Any poor sap that comes along and tries to change thing is on a hiding to nothing as all of these devotees followers – all with their vested interests – close ranks to protect their self interests and to “save the NHS”.

A journalist in the FT sums up the state the UK now finds itself after the Government caved-in to the devotees and became converted to the sect

This is a recipe for sclerosis and bureaucracy, not for innovation and change. Much talk, endless challenge, little action.

I appreciate that this statement could be made about almost all of the UK public sector but it matters more when it is the health of the most vulnerable at stake.
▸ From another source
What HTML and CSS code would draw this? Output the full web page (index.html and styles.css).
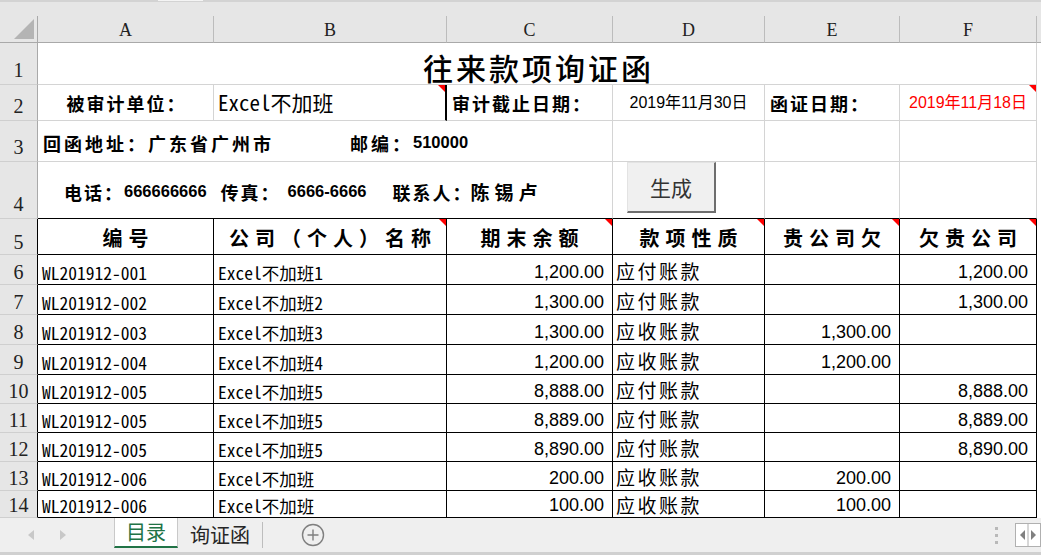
FILE: index.html
```html
<!DOCTYPE html>
<html lang="zh-CN">
<head>
<meta charset="utf-8">
<title>往来款项询证函</title>
<link rel="stylesheet" href="styles.css">
</head>
<body>
<div class="strip"><span class="strip-hl"></span></div>
<div class="sheet">
  <div class="c corner"><svg width="20" height="20" viewBox="0 0 20 20"><path d="M20 0V20H0Z" fill="#b4b4b4"/></svg></div>
  <div class="c ch">A</div>
  <div class="c ch">B</div>
  <div class="c ch">C</div>
  <div class="c ch">D</div>
  <div class="c ch">E</div>
  <div class="c ch">F</div>
  <div class="c chf"></div>

  <div class="c rh">1</div>
  <div class="c title span6">往来款项询证函</div>
  <div class="c fill"></div>

  <div class="c rh">2</div>
  <div class="c lbl center">被审计单位：</div>
  <div class="c mono unit tri thick">Excel不加班</div>
  <div class="c lbl">审计截止日期：</div>
  <div class="c date">2019年11月30日</div>
  <div class="c lbl">函证日期：</div>
  <div class="c date red tri">2019年11月18日</div>
  <div class="c fill"></div>

  <div class="c rh">3</div>
  <div class="c span3 info addr"><span class="cj">回函地址：广东省广州市</span><span class="cj gap-zip">邮编：</span><span class="dg">510000</span></div>
  <div class="c"></div>
  <div class="c"></div>
  <div class="c"></div>
  <div class="c fill"></div>

  <div class="c rh">4</div>
  <div class="c span3 info contact kb"><span class="cj">电话：</span><span class="dg">666666666</span><span class="cj g1">传真：</span><span class="dg g2">6666-6666</span><span class="cj g3">联系人：</span><span class="cj wide">陈锡卢</span></div>
  <div class="c kb"><button class="btn" type="button">生成</button></div>
  <div class="c kb"></div>
  <div class="c kb"></div>
  <div class="c fill"></div>

  <div class="c rh k">5</div>
  <div class="c t hd">编号</div>
  <div class="c t hd tri">公司（个人）名称</div>
  <div class="c t hd tri">期末余额</div>
  <div class="c t hd tri">款项性质</div>
  <div class="c t hd tri">贵公司欠</div>
  <div class="c t hd tri">欠贵公司</div>
  <div class="c fill"></div>

  <div class="c rh k">6</div>
  <div class="c t mono id">WL201912-001</div>
  <div class="c t mono id">Excel不加班1</div>
  <div class="c t num">1,200.00</div>
  <div class="c t typ">应付账款</div>
  <div class="c t num"></div>
  <div class="c t num">1,200.00</div>
  <div class="c fill"></div>

  <div class="c rh k">7</div>
  <div class="c t mono id">WL201912-002</div>
  <div class="c t mono id">Excel不加班2</div>
  <div class="c t num">1,300.00</div>
  <div class="c t typ">应付账款</div>
  <div class="c t num"></div>
  <div class="c t num">1,300.00</div>
  <div class="c fill"></div>

  <div class="c rh k">8</div>
  <div class="c t mono id">WL201912-003</div>
  <div class="c t mono id">Excel不加班3</div>
  <div class="c t num">1,300.00</div>
  <div class="c t typ">应收账款</div>
  <div class="c t num">1,300.00</div>
  <div class="c t num"></div>
  <div class="c fill"></div>

  <div class="c rh k">9</div>
  <div class="c t mono id">WL201912-004</div>
  <div class="c t mono id">Excel不加班4</div>
  <div class="c t num">1,200.00</div>
  <div class="c t typ">应收账款</div>
  <div class="c t num">1,200.00</div>
  <div class="c t num"></div>
  <div class="c fill"></div>

  <div class="c rh k">10</div>
  <div class="c t mono id">WL201912-005</div>
  <div class="c t mono id">Excel不加班5</div>
  <div class="c t num">8,888.00</div>
  <div class="c t typ">应付账款</div>
  <div class="c t num"></div>
  <div class="c t num">8,888.00</div>
  <div class="c fill"></div>

  <div class="c rh k">11</div>
  <div class="c t mono id">WL201912-005</div>
  <div class="c t mono id">Excel不加班5</div>
  <div class="c t num">8,889.00</div>
  <div class="c t typ">应付账款</div>
  <div class="c t num"></div>
  <div class="c t num">8,889.00</div>
  <div class="c fill"></div>

  <div class="c rh k">12</div>
  <div class="c t mono id">WL201912-005</div>
  <div class="c t mono id">Excel不加班5</div>
  <div class="c t num">8,890.00</div>
  <div class="c t typ">应付账款</div>
  <div class="c t num"></div>
  <div class="c t num">8,890.00</div>
  <div class="c fill"></div>

  <div class="c rh k">13</div>
  <div class="c t mono id">WL201912-006</div>
  <div class="c t mono id">Excel不加班</div>
  <div class="c t num">200.00</div>
  <div class="c t typ">应收账款</div>
  <div class="c t num">200.00</div>
  <div class="c t num"></div>
  <div class="c fill"></div>

  <div class="c rh k">14</div>
  <div class="c t mono id">WL201912-006</div>
  <div class="c t mono id">Excel不加班</div>
  <div class="c t num">100.00</div>
  <div class="c t typ">应收账款</div>
  <div class="c t num">100.00</div>
  <div class="c t num"></div>
  <div class="c fill"></div>
</div>

<div class="tabs">
  <div class="nav">
    <svg width="8" height="12" viewBox="0 0 8 12"><path d="M7 1V11L1 6Z" fill="#c8c8c8"/></svg>
    <svg width="8" height="12" viewBox="0 0 8 12"><path d="M1 1V11L7 6Z" fill="#c8c8c8"/></svg>
  </div>
  <div class="tab active">目录</div>
  <div class="tab">询证函</div>
  <div class="sep"></div>
  <div class="add"><svg width="24" height="24" viewBox="0 0 24 24"><circle cx="12" cy="12" r="10.5" fill="none" stroke="#7f7f7f" stroke-width="1.4"/><path d="M12 6.5V17.5M6.5 12H17.5" stroke="#7f7f7f" stroke-width="1.4"/></svg></div>
  <div class="right">
    <div class="dots"><i></i><i></i><i></i></div>
    <div class="scroll">
      <svg width="26" height="24" viewBox="0 0 26 24"><rect x="0.5" y="0.5" width="25" height="23" fill="#fff" stroke="#b0b0b0"/><path d="M13 1V23" stroke="#b0b0b0"/><path d="M10 7V17L5 12Z" fill="#808080"/><path d="M16 7V17L21 12Z" fill="#808080"/></svg>
    </div>
  </div>
</div>
</body>
</html>
```

FILE: styles.css
```css
html, body {
  margin: 0;
  padding: 0;
}
body {
  width: 1041px;
  height: 555px;
  overflow: hidden;
  background: #fff;
  font-family: "Noto Sans CJK SC", sans-serif;
  color: #000;
}

.strip {
  height: 16px;
  box-sizing: border-box;
  background: #e6e6e6;
  border-top: 2px solid #d3d3d3;
  display: flex;
}
.strip-hl {
  margin-left: 158px;
  width: 45px;
  height: 1px;
  margin-top: -2px;
  background: #f4f4f4;
}

.sheet {
  display: grid;
  grid-template-columns: 38px 176px 233px 166px 152px 135px 137px 4px;
  grid-template-rows: 27px 42px 36px 41px 57px 36px repeat(4, 30px) repeat(4, 29px) 27px;
  height: 502px;
  overflow: hidden;
}

.c {
  box-sizing: border-box;
  border-right: 1px solid #d4d4d4;
  border-bottom: 1px solid #d4d4d4;
  position: relative;
  display: flex;
  align-items: center;
  min-width: 0;
  white-space: nowrap;
  line-height: 1;
}

.corner {
  background: #e6e6e6;
  border-right-color: #a9a9a9;
  border-bottom-color: #a9a9a9;
  justify-content: flex-end;
  align-items: flex-end;
  padding: 0 3px 3px 0;
}
.ch {
  background: #e6e6e6;
  border-right-color: #bcbcbc;
  border-bottom-color: #a9a9a9;
  justify-content: center;
  font-family: "Liberation Serif", serif;
  font-size: 18px;
  color: #222;
  padding-top: 2px;
}
.chf {
  background: #e6e6e6;
  border-right: none;
  border-bottom-color: #a9a9a9;
}
.rh {
  background: #e6e6e6;
  border-right-color: #a9a9a9;
  border-bottom-color: #cfcfcf;
  justify-content: center;
  align-items: flex-end;
  padding-bottom: 4px;
  font-family: "Liberation Serif", serif;
  font-size: 20px;
  color: #222;
}
.rh.k {
  border-right-color: #000;
  padding-bottom: 2px;
}
.fill {
  border: none;
  background: #fff;
}

.span6 { grid-column: span 6; }
.span3 { grid-column: span 3; }

.title {
  justify-content: center;
  font-size: 30px;
  font-weight: 500;
  letter-spacing: 3px;
  padding-left: 3px;
  padding-top: 6px;
}

.lbl {
  font-size: 18px;
  font-weight: 700;
  letter-spacing: 2px;
  padding-left: 5px;
}
.lbl.center {
  justify-content: center;
  padding-left: 2px;
}
.mono {
  font-family: "Noto Sans Mono CJK SC", "Liberation Mono", "Noto Sans CJK SC", monospace;
}
.unit {
  font-size: 21px;
  padding-left: 4px;
}
.thick {
  border-right: 2px solid #000;
}
.date {
  justify-content: center;
  font-family: "Liberation Sans", "Noto Sans CJK SC", sans-serif;
  font-size: 16px;
}
.red { color: #f00; }

.tri::after {
  content: "";
  position: absolute;
  top: 0;
  right: 0;
  border-left: 7px solid transparent;
  border-top: 7px solid #f00;
}

.info {
  font-size: 18px;
  font-weight: 700;
}
.info .cj { letter-spacing: 3px; }
.info .dg {
  font-family: "Liberation Sans", Arial, sans-serif;
  font-size: 16.5px;
  font-weight: 700;
}
.addr { padding-left: 5px; padding-top: 3px; }
.gap-zip { margin-left: 76px; }
.contact { padding-left: 26px; padding-top: 3px; }
.contact .cj { letter-spacing: 2px; }
.contact .g1 { margin-left: 14px; }
.contact .g2 { margin-left: 7px; }
.contact .g3 { margin-left: 26px; }
.contact .wide { letter-spacing: 5px; margin-left: -2px; font-size: 19px; }

.btn {
  position: absolute;
  left: 14px;
  top: 0;
  width: 89px;
  height: 51px;
  box-sizing: border-box;
  background: #f0f0f0;
  border-style: solid;
  border-width: 1px 2px 2px 1px;
  border-color: #e3e3e3 #6e6e6e #6e6e6e #e3e3e3;
  font-family: "Noto Sans CJK SC", sans-serif;
  font-size: 21px;
  color: #333;
  padding: 0;
}

.kb { border-bottom-color: #000; }
.t {
  border-right-color: #000;
  border-bottom-color: #000;
}

.hd {
  justify-content: center;
  font-size: 20px;
  font-weight: 700;
  letter-spacing: 6px;
  padding-left: 6px;
  padding-top: 2px;
}

.id {
  font-size: 17.5px;
  padding-left: 4px;
  align-items: flex-end;
  padding-bottom: 3px;
}
.num {
  font-family: "Liberation Sans", Arial, sans-serif;
  font-size: 18px;
  justify-content: flex-end;
  align-items: flex-end;
  padding-right: 8px;
  padding-bottom: 3px;
}
.typ {
  font-size: 19px;
  letter-spacing: 2.5px;
  padding-left: 3px;
  padding-top: 1px;
}

.tabs {
  height: 37px;
  box-sizing: border-box;
  background: #efefef;
  border-bottom: 3px solid #d0d0d0;
  display: flex;
  align-items: stretch;
}
.nav {
  width: 114px;
  display: flex;
  align-items: center;
  padding-left: 27px;
  box-sizing: border-box;
  gap: 24px;
}
.tab {
  display: flex;
  align-items: center;
  justify-content: center;
  font-size: 20px;
  color: #262626;
  height: 30px;
  box-sizing: border-box;
}
.tab.active {
  width: 64px;
  background: #fff;
  color: #217346;
  border-left: 1px solid #c9c9c9;
  border-right: 1px solid #c9c9c9;
  border-bottom: 2px solid #217346;
  padding-bottom: 1px;
}
.tab:not(.active) {
  width: 84px;
  padding-top: 2px;
}
.sep {
  width: 1px;
  background: #bdbdbd;
  margin: 4px 0 4px 0;
}
.add {
  display: flex;
  align-items: center;
  margin-left: 38px;
}
.right {
  margin-left: auto;
  display: flex;
  align-items: center;
}
.dots {
  display: flex;
  flex-direction: column;
  gap: 4px;
  margin-right: 17px;
}
.dots i {
  display: block;
  width: 3px;
  height: 3px;
  background: #b9b9b9;
}
.scroll {
  display: flex;
  align-items: center;
}
.scroll svg { display: block; }
```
It is so depressing. I will be coming back to this subject again – not in the form of a blog posting but a short paper titled: “The NHS – a case study in institutional indifference.” I will let you know when it is published



Just to lighten your mood and too look at what can happen in an innovative organization, you must look at this video of a new search feature from Google. This enables web pages to load instantaneously. Google comes up with these innovations time after time after time. When they don’t work they are dropped. When they do work they are scaled. Dick Stroud

2 comments:

niceyeahnice said...

That's quite an assault, Dick. What do you propose as an alternative to the status quo?

DickStroud said...

This blog posting is more than anything a rant against the vested interests that act as a brake to changing the NHS. I am the first to agree that 'change' for changes sake is a terrible idea. What really gets me annoyed is the way that politicians, in particular, use the NHS as a point scoring mechanism without any consideration to the implications.

The paper I am writing will get to grips with the problems that I see with the NHS and will offer some thoughts about how they can be addressed.

As a general statement about Brits I think we have become too accepting of crap service from all parts of the public sector. We accept inferior service so the state supplier has no reason to change.